China's carbon trading program must, of course, meet the distinctive needs and character of China, and be controlled and run by Chinese. I am pleased to say that the Chicago Climate Exchange has offered to cooperate in developing its Chinese counterpart and to help customize a trading solution for Chinese requirements. Such an entity would be a key center of the network of climate exchanges now being developed by CCX throughout the world.
The recent report of the British economist Sir Nicholas Stern made a compelling case for the economic advantages of immediate and concerted action to avert climate change and the enormous costs of delay. He underscored the advantages of emissions trading in reducing the ominous threat of climate change to the future of life on Earth as we know it.
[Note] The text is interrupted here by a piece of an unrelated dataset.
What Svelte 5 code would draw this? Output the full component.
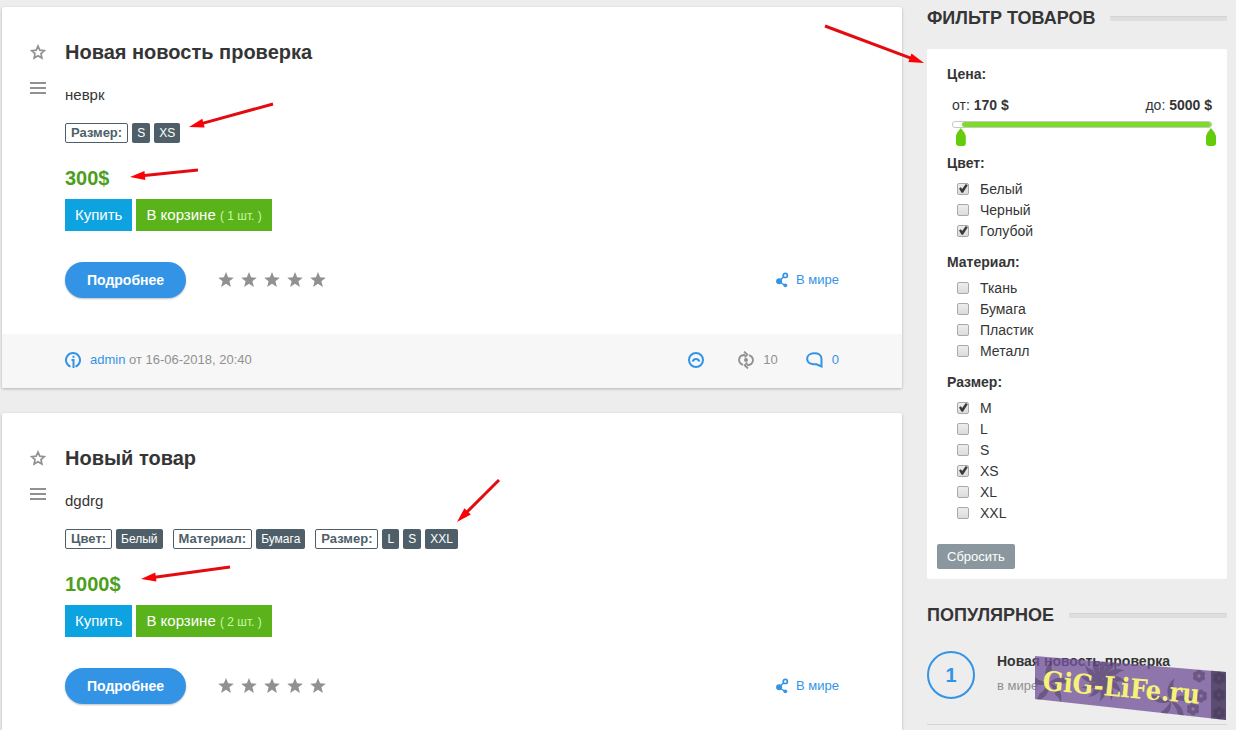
<script lang="ts">
  type Tag = { name: string; values: string[] };
  type Meta = { author: string; date: string; views: number; comments: number };
  type Product = { title: string; text: string; tags: Tag[]; price: number; count: number; meta?: Meta };
  type Group = { name: string; options: { label: string; on: boolean }[] };

  const products: Product[] = [
    {
      title: 'Новая новость проверка',
      text: 'неврк',
      tags: [{ name: 'Размер', values: ['S', 'XS'] }],
      price: 300,
      count: 1,
      meta: { author: 'admin', date: '16-06-2018, 20:40', views: 10, comments: 0 },
    },
    {
      title: 'Новый товар',
      text: 'dgdrg',
      tags: [
        { name: 'Цвет', values: ['Белый'] },
        { name: 'Материал', values: ['Бумага'] },
        { name: 'Размер', values: ['L', 'S', 'XXL'] },
      ],
      price: 1000,
      count: 2,
    },
  ];

  function makeGroups(): Group[] {
    return [
      { name: 'Цвет', options: [
        { label: 'Белый', on: true }, { label: 'Черный', on: false }, { label: 'Голубой', on: true },
      ] },
      { name: 'Материал', options: [
        { label: 'Ткань', on: false }, { label: 'Бумага', on: false },
        { label: 'Пластик', on: false }, { label: 'Металл', on: false },
      ] },
      { name: 'Размер', options: [
        { label: 'M', on: true }, { label: 'L', on: false }, { label: 'S', on: false },
        { label: 'XS', on: true }, { label: 'XL', on: false }, { label: 'XXL', on: false },
      ] },
    ];
  }

  const MAX = 5000;
  let groups = $state(makeGroups());
  let from = $state(170);
  let to = $state(MAX);

  // tail x/y, tip x/y
  const arrows = [
    [273, 104, 189, 127],
    [198, 170, 130, 177],
    [499, 480, 457, 522],
    [230, 567, 141, 579],
    [825, 26, 924, 63],
  ];

  function reset() {
    from = 0;
    to = MAX;
    for (const g of groups) for (const o of g.options) o.on = false;
  }

  function arrow([x1, y1, x2, y2]: number[]) {
    return {
      len: Math.hypot(x2 - x1, y2 - y1),
      angle: (Math.atan2(y2 - y1, x2 - x1) * 180) / Math.PI,
    };
  }
</script>

{#snippet star()}
  <svg width="16" height="16" viewBox="0 0 16 16" aria-hidden="true">
    <path d="M8 0l2.1 5.3 5.7.4-4.4 3.6 1.5 5.6L8 11.8l-4.9 3.1 1.5-5.6L.2 5.7l5.7-.4z" fill="currentColor" />
  </svg>
{/snippet}

<div class="page">
  <main>
    {#each products as p (p.title)}
      <article class="card">
        <div class="body">
          <div class="tools">
            <button class="tool" aria-label="В закладки">
              <svg width="16" height="16" viewBox="0 0 16 16">
                <path d="M8 2l1.8 4.1 4.5.5-3.3 3 .9 4.4L8 11.7 4.1 14l.9-4.4-3.3-3 4.5-.5z" fill="none" stroke="currentColor" stroke-width="1.7" />
              </svg>
            </button>
            <button class="tool" aria-label="Меню">
              <svg width="16" height="12" viewBox="0 0 16 12">
                <path d="M0 1h16M0 6h16M0 11h16" stroke="currentColor" stroke-width="2" />
              </svg>
            </button>
          </div>
          <div class="content">
            <h2>{p.title}</h2>
            <p class="text">{p.text}</p>
            <div class="tags">
              {#each p.tags as t (t.name)}
                <div class="tag-group">
                  <b class="tag-name">{t.name}:</b>
                  {#each t.values as v (v)}<span class="tag">{v}</span>{/each}
                </div>
              {/each}
            </div>
            <div class="price">{p.price}$</div>
            <div class="buy">
              <button class="btn-buy">Купить</button>
              <button class="btn-cart">В корзине <small>( {p.count} шт. )</small></button>
            </div>
            <div class="more">
              <a class="btn-more" href="#more">Подробнее</a>
              <div class="rating">
                {#each [1, 2, 3, 4, 5] as n (n)}
                  <button aria-label="Оценка {n}">{@render star()}</button>
                {/each}
              </div>
              <a class="category" href="#world">
                <svg width="13" height="16" viewBox="0 0 13 16" fill="currentColor" aria-hidden="true">
                  <path d="M4 8.500L8 4.500M4 10l5 3.500" stroke="currentColor" stroke-width="1.500" />
                  <circle cx="3.100" cy="9.200" r="3" />
                  <circle cx="9.300" cy="3.400" r="2.100" fill="#fff" stroke="currentColor" stroke-width="1.700" />
                  <circle cx="9.300" cy="13.300" r="1.900" />
                </svg>
                В мире
              </a>
            </div>
          </div>
        </div>
        {#if p.meta}
          <footer>
            <svg class="blue" width="16" height="16" viewBox="0 0 16 16" fill="none" stroke="currentColor" stroke-width="2" aria-hidden="true">
              <path d="M5.500 14.600A7 7 0 1 1 10.500 14.600M8.500 7v9M6.500 8H8.500" />
              <path d="M7.500 4.800h2" />
            </svg>
            <span><a href="#admin">{p.meta.author}</a> от {p.meta.date}</span>
            <div class="stats">
              <button class="up" aria-label="Наверх">
                <svg width="16" height="16" viewBox="0 0 16 16" fill="none" stroke="currentColor" stroke-width="2">
                  <circle cx="8" cy="8" r="7" />
                  <path d="M4.500 9.500C6 6.200 10 6.200 11.500 9.500" />
                </svg>
              </button>
              <span class="stat">
                <svg width="16" height="18" viewBox="0 0 16 18" fill="none" stroke="currentColor" stroke-width="1.900" aria-hidden="true">
                  <path d="M5 13.800C-.6 11.500 -.4 4.500 7 3.800M11 4.200C16.600 6.500 16.400 13.500 9 14.200" />
                  <path d="M6 .6l3.200 3-2.400 2.800M10 17.400l-3.200-3 2.400-2.800" />
                  <circle cx="8" cy="9" r="2" fill="currentColor" stroke="none" />
                </svg>
                {p.meta.views}
              </span>
              <a class="stat" href="#comments">
                <svg width="17" height="16" viewBox="0 0 17 16" fill="none" stroke="currentColor" stroke-width="2" aria-hidden="true">
                  <path d="M7.500 1.300C12.500.8 15.500 3 15.500 7v7.500L10.500 12.300H7.500C-1 11.500-1 2 7.500 1.300z" />
                </svg>
                {p.meta.comments}
              </a>
            </div>
          </footer>
        {/if}
      </article>
    {/each}
  </main>

  <aside>
    <h3>ФИЛЬТР ТОВАРОВ</h3>
    <form class="filter" onsubmit={(e) => e.preventDefault()}>
      <h4>Цена:</h4>
      <div class="range-labels">
        <span>от: <b>{from} $</b></span>
        <span>до: <b>{to} $</b></span>
      </div>
      <div class="range">
        <div class="track">
          <div class="fill" style="left: {(from / MAX) * 100}%; right: {100 - (to / MAX) * 100}%"></div>
        </div>
        <input type="range" min="0" max={MAX} step="10" bind:value={from} aria-label="Цена от" />
        <input type="range" min="0" max={MAX} step="10" bind:value={to} aria-label="Цена до" />
      </div>
      {#each groups as g (g.name)}
        <fieldset>
          <legend>{g.name}:</legend>
          {#each g.options as o (o.label)}
            <label><input type="checkbox" bind:checked={o.on} />{o.label}</label>
          {/each}
        </fieldset>
      {/each}
      <button class="reset" type="button" onclick={reset}>Сбросить</button>
    </form>

    <h3 class="popular-title">ПОПУЛЯРНОЕ</h3>
    <div class="popular">
      <span class="num">1</span>
      <div>
        <a href="#popular">Новая новость проверка</a>
        <p>в мире</p>
      </div>
      <svg class="stamp" width="192" height="66" viewBox="0 0 192 66">
        <defs>
          <clipPath id="band"><path d="M0 1l191 16v48L0 44z" /></clipPath>
          <g id="flower">
            {#each [0, 60, 120, 180, 240, 300] as a (a)}
              <circle cx="0" cy="-4" r="2.500" transform="rotate({a})" />
            {/each}
          </g>
          <path id="leaf" d="M0 0C3-8 12-13 22-8C17-8 15-6 13-4C11-5 6-3 0 0z" />
        </defs>
        <g clip-path="url(#band)">
          <path d="M0 0h192v66H0z" fill="#75569b" opacity=".78" />
          <path d="M176 0h16v66h-16z" fill="#39334a" opacity=".6" />
          <g fill="#423354" opacity=".45">
            {#each [0, 30, 60, 90, 120, 150, 180, 210, 240, 270, 300, 330] as a (a)}
              <use href="#leaf" transform="translate(68 24) rotate({a})" />
            {/each}
            {#each [20, 80, 150, 220, 300] as a (a)}
              <use href="#leaf" transform="translate(136 46) rotate({a})" />
              <use href="#leaf" transform="translate(14 28) rotate({a})" />
            {/each}
            <use href="#flower" x="164" y="21" />
            <use href="#flower" x="184" y="23" />
            <use href="#flower" x="166" y="41" />
            <use href="#flower" x="184" y="40" />
            <use href="#flower" x="158" y="54" />
            <use href="#flower" x="184" y="58" />
          </g>
        </g>
        <text x="7" y="35" transform="rotate(5 7 35)">GiG-LiFe.ru</text>
      </svg>
    </div>
  </aside>

  <svg class="arrows" width="1" height="1" aria-hidden="true">
    {#each arrows as a}
      {@const s = arrow(a)}
      <g transform="translate({a[0]} {a[1]}) rotate({s.angle})">
        <path d="M0 0H{s.len - 12}" stroke="#e30b10" stroke-width="3" />
        <path d="M{s.len} 0l-15-4.500v9z" fill="#fd0006" />
      </g>
    {/each}
  </svg>
</div>

<style>
  :global(body) { background: #ededed; }
  .page { position: relative; display: grid; grid-template-columns: 1fr 300px; gap: 25px;
          height: 100vh; box-sizing: border-box; padding: 7px 9px 0 2px; overflow: hidden;
          font: 14px/20px "Liberation Sans", Arial, sans-serif; color: #353535; }
  h2, h3, h4, p { margin: 0; }
  a { color: #3394e6; text-decoration: none; }
  button { border: 0; padding: 0; background: none; color: inherit; font: inherit; cursor: pointer; }
  svg { display: block; }

  .card { margin-bottom: 25px; background: #fff; border-radius: 2px;
          box-shadow: 0 1px 3px rgba(0, 0, 0, 0.25); }
  .body { display: grid; grid-template-columns: 63px 1fr; padding: 31px 63px 36px 0; }
  .tools { display: flex; flex-direction: column; gap: 22px; padding: 6px 0 0 28px;
           color: #919191; }
  .tool { width: 16px; }
  h2 { font-size: 20px; line-height: 28px; }
  .text { margin: 19px 0 18px; font-size: 15px; }
  .tags { display: flex; gap: 10px; font-size: 12px; line-height: 20px; }
  .tag-group { display: flex; gap: 4px; }
  .tag-name { padding: 0 5px; border: 1px solid #4e5f69; border-radius: 2px; color: #4e5f69;
              font-size: 13px; line-height: 18px; }
  .tag { padding: 0 5px; border-radius: 2px; background: #4e5f69; color: #fff; }
  .price { margin: 23px 0 9px; color: #4c9f1d; font-size: 20px; font-weight: bold; line-height: 24px; }
  .buy { display: flex; gap: 4px; font-size: 15px; color: #fff; }
  .buy button { height: 32px; padding: 0 10px; }
  .btn-buy { background: #0ca3e0; }
  .btn-cart { background: #5bb31b; }
  .btn-cart small { color: #c8f7a5; font-size: 12px; }
  .more { display: flex; align-items: center; margin-top: 31px; }
  .btn-more { padding: 0 22px; border-radius: 18px; background: #3394e6; color: #fff;
              font-weight: bold; line-height: 36px; box-shadow: 0 1px 2px rgba(0, 0, 0, 0.25); }
  .rating { display: flex; gap: 7px; margin-left: 32px; color: #919191; }
  .category { display: flex; align-items: center; gap: 7px; margin-left: auto; font-size: 13px; }
  footer { display: flex; align-items: center; gap: 9px; padding: 16px 63px 18px; background: #f7f7f7;
           border-radius: 0 0 2px 2px; color: #919191; font-size: 13px; }
  .blue { color: #3394e6; }
  .stats { display: flex; align-items: center; gap: 28px; margin-left: auto; }
  .up { margin-right: 6px; color: #3394e6; }
  .stat { display: flex; align-items: center; gap: 9px; }

  h3 { display: flex; align-items: center; gap: 15px; font-size: 18px; line-height: 22px; }
  h3::after { content: ""; flex: 1; height: 4px; border-top: 1px solid #d4d4d4; background: #dedede; }
  .filter { margin-top: 20px; padding: 15px 10px 10px; border-radius: 2px; background: #fff; }
  h4 { padding-left: 10px; font-size: 14px; }
  .range-labels { display: flex; justify-content: space-between; margin: 11px 5px 6px 15px; }
  .range { position: relative; height: 25px; margin: 0 5px 0 15px; }
  .track { position: relative; height: 5px; border: 1px solid #c8c8c8; border-radius: 3px; }
  .fill { position: absolute; top: 0; bottom: 0; border-radius: 3px; background: #7edb27; }
  .range input { position: absolute; top: 7px; left: -5px; width: calc(100% + 9px); height: 18px;
                 margin: 0; appearance: none; background: none; pointer-events: none; }
  .range input::-webkit-slider-thumb { appearance: none; width: 10px; height: 18px;
    border-radius: 0 0 3px 3px; background: #65cc0c; pointer-events: auto;
    clip-path: polygon(50% 0, 85% 25%, 100% 45%, 100% 100%, 0 100%, 0 45%, 15% 25%); }
  fieldset { margin: 7px 0 0; padding: 0 0 0 20px; border: 0; }
  fieldset + fieldset { margin-top: 10px; }
  legend { margin: 0 0 6px -10px; padding: 0; font-weight: bold; }
  label { display: flex; align-items: center; gap: 11px; line-height: 21px; }
  label input { appearance: none; box-sizing: border-box; width: 12px; height: 12px; margin: 0 0 2px;
                border: 1px solid #a9a9a9; border-radius: 2px;
                background: linear-gradient(#ededed, #dcdcdc); }
  label input:checked::before { content: ""; display: block; width: 10px; height: 10px;
    background: #3b3b3b;
    clip-path: polygon(10% 50%, 28% 38%, 42% 55%, 78% 5%, 98% 18%, 50% 92%, 36% 92%); }
  .reset { margin-top: 20px; padding: 0 10px; border-radius: 2px; background: #8a979e;
           color: #fff; font-size: 13px; line-height: 25px; }

  .popular-title { margin-top: 25px; }
  .popular { position: relative; display: flex; gap: 22px; margin-top: 25px; padding-bottom: 25px;
             border-bottom: 1px solid #d5d5d5; }
  .num { box-sizing: border-box; width: 48px; height: 48px; border: 2px solid #3394e6;
         border-radius: 50%; color: #3394e6; font-size: 20px; font-weight: bold;
         line-height: 44px; text-align: center; }
  .popular a { color: #353535; font-weight: bold; }
  .popular p { margin-top: 5px; color: #919191; font-size: 13px; }
  .stamp { position: absolute; top: 4px; right: 0; overflow: visible; }
  .stamp text { fill: #f6f277; font: bold 27px "DejaVu Serif Condensed", "DejaVu Serif", serif; }
  .arrows { position: absolute; top: 0; left: 0; overflow: visible; pointer-events: none; }
</style>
China's stunning economic growth, moving it to the front ranks of the world economies, has been accompanied by a high sense of responsibility to developing countries, and particularly the poorest of these which look to China as a role model. The China-Africa Summit here has dramatically manifested the importance of this relationship. The CDM offers developing countries the prospect of obtaining substantial new resource flows, though care must be taken both by them and the international community not to allow this to make them pollution havens that more developed countries can use to buy their way out of their own emissions problems.
In past times, changes occurred over much longer periods of time which enabled societies to adjust to them. Their impacts were largely confined to their own localities and regions. But today, the changes which are determining the conditions of life and the future prospects of people everywhere are occurring within a global framework in which human activities, wherever they occur, are inextricably linked to a system of cause and effect in which their sources are often widely separated both in place and in time. These phenomena know no boundaries. Thus, climate change which threatens the habitability of the entire Earth has its main source in the ways in which people meet their energy needs. There could be no greater challenge to entrepreneurship and corporate social responsibility."